What the task requires: Among the entries, which lines carry the string "this"? Copy each of them.
-------- Data provided --------
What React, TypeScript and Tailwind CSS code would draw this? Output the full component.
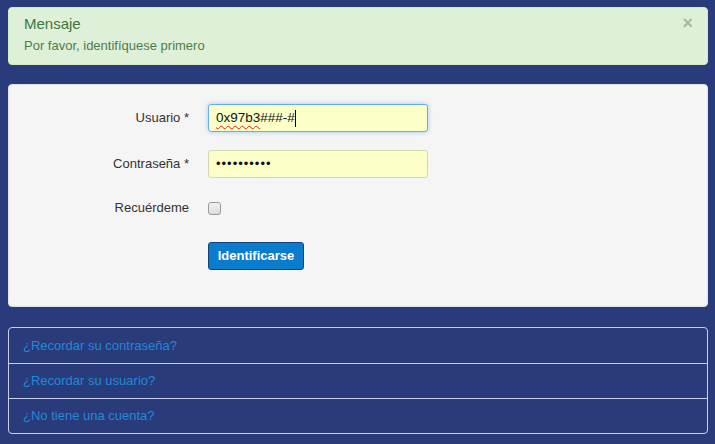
import React from "react";

export default function App() {
  return (
    <div
      className="w-[715px] h-[444px] bg-[#2a3b7b] px-[8px] pt-[7px] pr-[7px] overflow-hidden"
      style={{ fontFamily: '"Liberation Sans", Arial, sans-serif' }}
    >
      {/* Alert */}
      <div className="relative h-[58px] rounded-[4px] bg-[#dff0d8] border border-[#d6e9c6] pl-[15px] pt-[6px]">
        <div className="text-[15px] leading-[20px] text-[#3c763d]">Mensaje</div>
        <div className="mt-[3px] text-[13px] leading-[18px] text-[#4b7d4b]">
          Por favor, identifíquese primero
        </div>
        <div className="absolute right-[14px] top-[5px] text-[18px] leading-[20px] font-bold text-[#a6b8a0]">
          ×
        </div>
      </div>

      {/* Form panel */}
      <div className="mt-[19px] h-[223px] rounded-[4px] bg-[#f5f5f5] border border-[#e3e3e3] pt-[19px]">
        <div className="flex items-center h-[28px]">
          <div className="w-[180px] text-right text-[13px] text-[#333]">Usuario *</div>
          <div className="ml-[19px] w-[220px] h-[28px] rounded-[3px] border border-[#66afe9] bg-[#fdffc8] shadow-[0_0_5px_rgba(102,175,233,0.6)] flex items-center pl-[7px] text-[13.5px] text-[#111]">
            <span className="underline decoration-wavy decoration-[#e02020] decoration-1 underline-offset-[3px]">0x97b3</span>
            <span>###-#</span>
            <span className="inline-block w-[1px] h-[17px] bg-black" />
          </div>
        </div>
        <div className="flex items-center h-[28px] mt-[18px]">
          <div className="w-[180px] text-right text-[13px] text-[#333]">Contraseña *</div>
          <div className="ml-[19px] w-[220px] h-[28px] rounded-[3px] border border-[#d3d7b0] bg-[#fdffc8] flex items-center pl-[7px] text-[13px] tracking-[1px] text-[#111]">
            ••••••••••
          </div>
        </div>
        <div className="flex items-center h-[20px] mt-[20px]">
          <div className="w-[180px] text-right text-[13px] text-[#333]">Recuérdeme</div>
          <div className="ml-[19px] w-[13px] h-[13px] rounded-[3px] border border-[#9a9a9a] bg-gradient-to-b from-[#f2f2f2] to-[#dcdcdc]" />
        </div>
        <div className="flex mt-[24px]">
          <div className="w-[199px]" />
          <div className="w-[96px] h-[28px] rounded-[3px] border border-[#17437a] bg-[#0a7ccd] flex items-center justify-center text-white text-[13px] font-bold">
            Identificarse
          </div>
        </div>
      </div>

      {/* Links */}
      <div className="mt-[20px] rounded-[4px] border border-[#c9d1ea] overflow-hidden">
        {["¿Recordar su contraseña?", "¿Recordar su usuario?", "¿No tiene una cuenta?"].map((t, i) => (
          <div
            key={t}
            className={`h-[35px] flex items-center pl-[14px] text-[13px] text-[#1e8ad8] ${i > 0 ? "border-t border-[#c9d1ea]" : ""}`}
          >
            {t}
          </div>
        ))}
      </div>
    </div>
  );
}
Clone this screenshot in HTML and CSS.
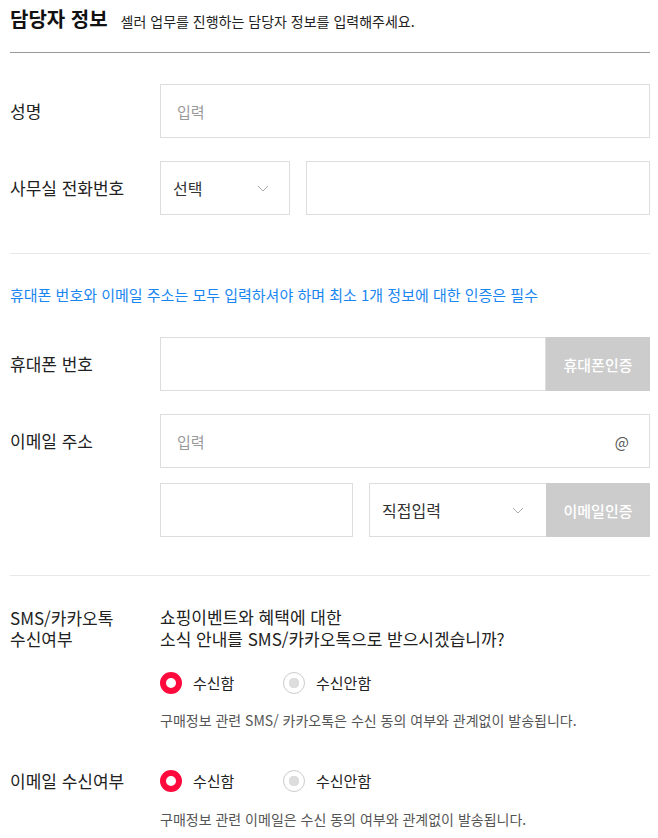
FILE: index.html
```html
<!DOCTYPE html>
<html lang="ko">
<head>
<meta charset="utf-8">
<link rel="stylesheet" href="styles.css">
</head>
<body>
<div class="page">
  <div class="header">
    <h1 class="title">담당자 정보</h1>
    <span class="subtitle">셀러 업무를 진행하는 담당자 정보를 입력해주세요.</span>
  </div>

  <section class="section">
    <div class="row">
      <div class="label">성명</div>
      <div class="field">
        <div class="input"><span class="ph">입력</span></div>
      </div>
    </div>
    <div class="row">
      <div class="label">사무실 전화번호</div>
      <div class="field">
        <div class="select sel-sm"><span>선택</span><svg class="chev" width="12" height="7" viewBox="0 0 12 7"><path d="M1 1l5 5 5-5" fill="none" stroke="#aaa" stroke-width="1"/></svg></div>
        <div class="input grow gap-left"></div>
      </div>
    </div>
  </section>

  <section class="section">
    <p class="notice">휴대폰 번호와 이메일 주소는 모두 입력하셔야 하며 최소 1개 정보에 대한 인증은 필수</p>
    <div class="row">
      <div class="label">휴대폰 번호</div>
      <div class="field">
        <div class="input grow"></div>
        <div class="btn">휴대폰인증</div>
      </div>
    </div>
    <div class="row">
      <div class="label">이메일 주소</div>
      <div class="field">
        <div class="input grow between"><span class="ph">입력</span><span class="at">@</span></div>
      </div>
    </div>
    <div class="row row-tight">
      <div class="label"></div>
      <div class="field">
        <div class="input domain"></div>
        <div class="select sel-lg gap-left"><span>직접입력</span><svg class="chev" width="12" height="7" viewBox="0 0 12 7"><path d="M1 1l5 5 5-5" fill="none" stroke="#aaa" stroke-width="1"/></svg></div>
        <div class="btn">이메일인증</div>
      </div>
    </div>
  </section>

  <section class="section last">
    <div class="opt-row">
      <div class="label top">SMS/카카오톡<br>수신여부</div>
      <div class="opt-body">
        <p class="question">쇼핑이벤트와 혜택에 대한<br>소식 안내를 SMS/카카오톡으로 받으시겠습니까?</p>
        <div class="radios mt-q">
          <label class="radio"><span class="dot on"></span>수신함</label>
          <label class="radio"><span class="dot off"></span>수신안함</label>
        </div>
        <p class="note">구매정보 관련 SMS/ 카카오톡은 수신 동의 여부와 관계없이 발송됩니다.</p>
      </div>
    </div>
    <div class="opt-row email-opt">
      <div class="label mid">이메일 수신여부</div>
      <div class="opt-body">
        <div class="radios">
          <label class="radio"><span class="dot on"></span>수신함</label>
          <label class="radio"><span class="dot off"></span>수신안함</label>
        </div>
        <p class="note note2">구매정보 관련 이메일은 수신 동의 여부와 관계없이 발송됩니다.</p>
      </div>
    </div>
  </section>
</div>
</body>
</html>
```

FILE: styles.css
```css
* { box-sizing: border-box; }
html, body { margin: 0; padding: 0; background: #fff; }
body {
  font-family: "Noto Sans CJK KR", "Noto Sans", sans-serif;
  color: #222;
}
.page { padding: 0 8px 0 10px; }

.header {
  height: 53px;
  display: flex;
  align-items: center;
  padding-bottom: 14px;
  border-bottom: 1px solid #999;
}
.title {
  margin: 0;
  font-size: 20px;
  font-weight: 700;
  color: #111;
  line-height: 26px;
}
.subtitle {
  margin-left: 13px;
  font-size: 14px;
  color: #222;
  line-height: 20px;
  padding-top: 3px;
}

.section {
  padding: 31px 0 38px;
  border-bottom: 1px solid #e8e8e8;
}
.section.last { border-bottom: none; padding-top: 30px; }

.row { display: flex; align-items: center; height: 54px; margin-top: 23px; }
.row:first-child { margin-top: 0; }
.row.row-tight { margin-top: 15px; }
.label { width: 150px; flex: none; font-size: 17px; line-height: 22px; color: #222; }
.label.top { line-height: 21px; padding-top: 1px; }
.field { flex: 1; display: flex; height: 54px; }

.input {
  border: 1px solid #ddd;
  height: 54px;
  padding: 0 16px;
  display: flex;
  align-items: center;
  flex: 1;
  font-size: 15px;
}
.input.between { justify-content: space-between; }
.input.domain { flex: none; width: 193px; }
.gap-left { margin-left: 16px; }
.ph { color: #999; }
.at { color: #555; font-size: 15px; margin-right: 4px; }

.select {
  border: 1px solid #ddd;
  height: 54px;
  padding: 0 20px 0 12px;
  display: flex;
  align-items: center;
  justify-content: space-between;
  font-size: 16px;
  color: #333;
  flex: none;
}
.sel-sm { width: 130px; }
.sel-lg { width: 177px; border-right: none; padding-right: 22px; }
.chev { display: block; }

.btn {
  flex: none;
  width: 104px;
  height: 54px;
  background: #cccccc;
  color: #fff;
  font-size: 15px;
  font-weight: 500;
  display: flex;
  align-items: center;
  justify-content: center;
}

.notice {
  margin: -1px 0 31px;
  font-size: 15px;
  line-height: 22px;
  color: #1a86f0;
}

.opt-row { display: flex; align-items: flex-start; }
.opt-body { flex: 1; }
.question { margin: 0; font-size: 17px; line-height: 22px; color: #222; }
.radios { display: flex; height: 22px; align-items: center; }
.mt-q { margin-top: 22px; }
.radio {
  display: flex;
  align-items: center;
  width: 123px;
  font-size: 15px;
  color: #222;
  line-height: 22px;
}
.dot {
  width: 22px;
  height: 22px;
  border-radius: 50%;
  margin-right: 11px;
  flex: none;
}
.dot.on { border: 6px solid #ff0a3c; background: #fff; }
.dot.off { border: 1px solid #ccc; background: radial-gradient(circle, #ddd 0 5px, #fff 5.5px); }
.note { margin: 16px 0 0; font-size: 14px; line-height: 20px; color: #555; }
.note2 { margin-top: 17px; }
.email-opt { margin-top: 40px; }
.label.mid { line-height: 22px; }
```
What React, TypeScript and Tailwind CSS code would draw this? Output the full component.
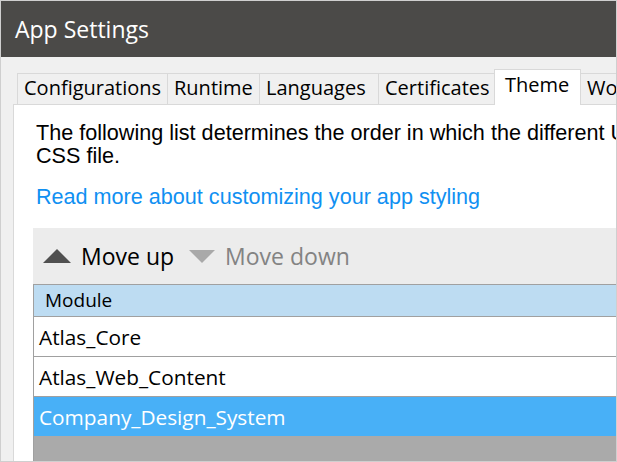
import React from 'react';

const tabs = [
    { label: 'Configurations', w: 'w-[151px]' },
    { label: 'Runtime', w: 'w-[93px]' },
    { label: 'Languages', w: 'w-[120px]' },
    { label: 'Certificates', w: 'w-[117px]' },
    { label: 'Theme', w: 'w-[87px]' },
    { label: 'Workflows', w: 'w-[110px]' },
    { label: 'Miscellaneous', w: 'w-[140px]' },
];

const modules = ['Atlas_Core', 'Atlas_Web_Content', 'Company_Design_System'];

export default function App() {
    const active = 'Theme';
    const selected = 'Company_Design_System';

    return (
        <div className="w-[617px] h-[462px] box-border border border-[#cfcfcf] bg-[#f0f0f0] overflow-hidden flex flex-col font-['Open_Sans',sans-serif]">
            {/* Title bar */}
            <div className="h-[56px] shrink-0 bg-[#4b4a48] flex items-center pl-[14px]">
                <span className="text-[23px] text-white">App Settings</span>
            </div>

            <div className="flex-1 flex flex-col pl-[12px] pt-[12px] min-h-0">
                {/* Tabs */}
                <div className="flex items-end pl-[4px] whitespace-nowrap">
                    {tabs.map((t) =>
                        t.label === active ? (
                            <div
                                key={t.label}
                                className={`${t.w} shrink-0 relative z-10 -mb-px -ml-px h-[36px] pl-[10px] pt-[1px] bg-white border border-b-0 border-[#d9d9d9] text-[20px] leading-[27px] text-black`}
                            >
                                {t.label}
                            </div>
                        ) : (
                            <div
                                key={t.label}
                                className={`${t.w} shrink-0 -ml-px first:ml-0 h-[31px] pl-[6px] bg-[#f0f0f0] border border-b-0 border-[#d9d9d9] text-[20px] leading-[27px] text-black`}
                            >
                                {t.label}
                            </div>
                        )
                    )}
                </div>

                {/* Panel */}
                <div className="flex-1 w-[900px] bg-white border-t border-l border-[#d9d9d9] pl-[19px] pt-[16px] flex flex-col min-h-0">
                    <p className="pl-[3px] font-['Liberation_Sans',Arial,sans-serif] text-[21.6px] leading-[23px] text-black whitespace-nowrap">
                        The following list determines the order in which the different UI resource modules are combined into a single
                        <br />
                        CSS file.
                    </p>
                    <a className="mt-[18px] pl-[3px] font-['Liberation_Sans',Arial,sans-serif] text-[21.6px] leading-[23px] text-[#1090f2] cursor-pointer">
                        Read more about customizing your app styling
                    </a>

                    {/* Toolbar */}
                    <div className="mt-[20px] h-[56px] shrink-0 bg-[#ececec] flex items-center pl-[10px]">
                        <button className="flex items-center gap-[10px] text-[23px] text-black">
                            <svg width="28" height="14" viewBox="0 0 28 14">
                                <polygon points="14,0 28,14 0,14" fill="#505050" />
                            </svg>
                            <span className="leading-[30px]">Move up</span>
                        </button>
                        <button className="ml-[15px] flex items-center gap-[10px] text-[23px] text-[#838383]">
                            <svg width="26" height="13" viewBox="0 0 26 13">
                                <polygon points="0,0 26,0 13,13" fill="#a9a9a9" />
                            </svg>
                            <span className="leading-[30px]">Move down</span>
                        </button>
                    </div>

                    {/* Table */}
                    <div className="flex-1 flex flex-col border-t border-l border-[#a0a0a0] bg-[#aaaaaa] min-h-0">
                        <div className="h-[32px] shrink-0 bg-[#bddcf2] border-b border-[#a0a0a0] flex items-center pl-[11px] text-[19px] text-black">
                            Module
                        </div>
                        {modules.map((m) => (
                            <div
                                key={m}
                                className={
                                    m === selected
                                        ? 'h-[39px] shrink-0 bg-[#48b0f7] flex items-center pl-[5px] pt-[2px] text-[20.8px] text-white'
                                        : 'h-[40px] shrink-0 bg-white border-b border-[#a0a0a0] flex items-center pl-[5px] pt-[2px] text-[20.8px] text-black'
                                }
                            >
                                {m}
                            </div>
                        ))}
                    </div>
                </div>
            </div>
        </div>
    );
}
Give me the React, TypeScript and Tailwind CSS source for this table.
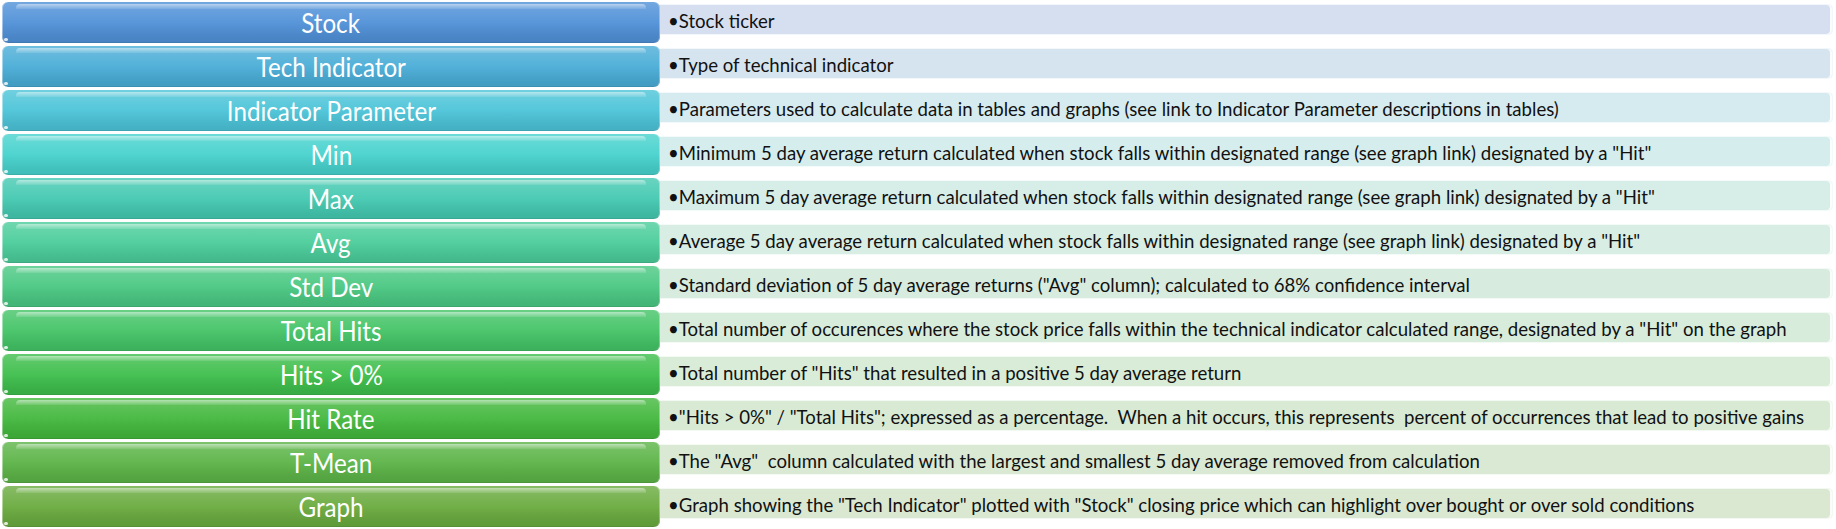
--------
Task result:
What React, TypeScript and Tailwind CSS code would draw this? Output the full component.
Clone this screenshot in HTML and CSS.
What React, TypeScript and Tailwind CSS code would draw this? Output the full component.
Give me the React, TypeScript and Tailwind CSS source for this table.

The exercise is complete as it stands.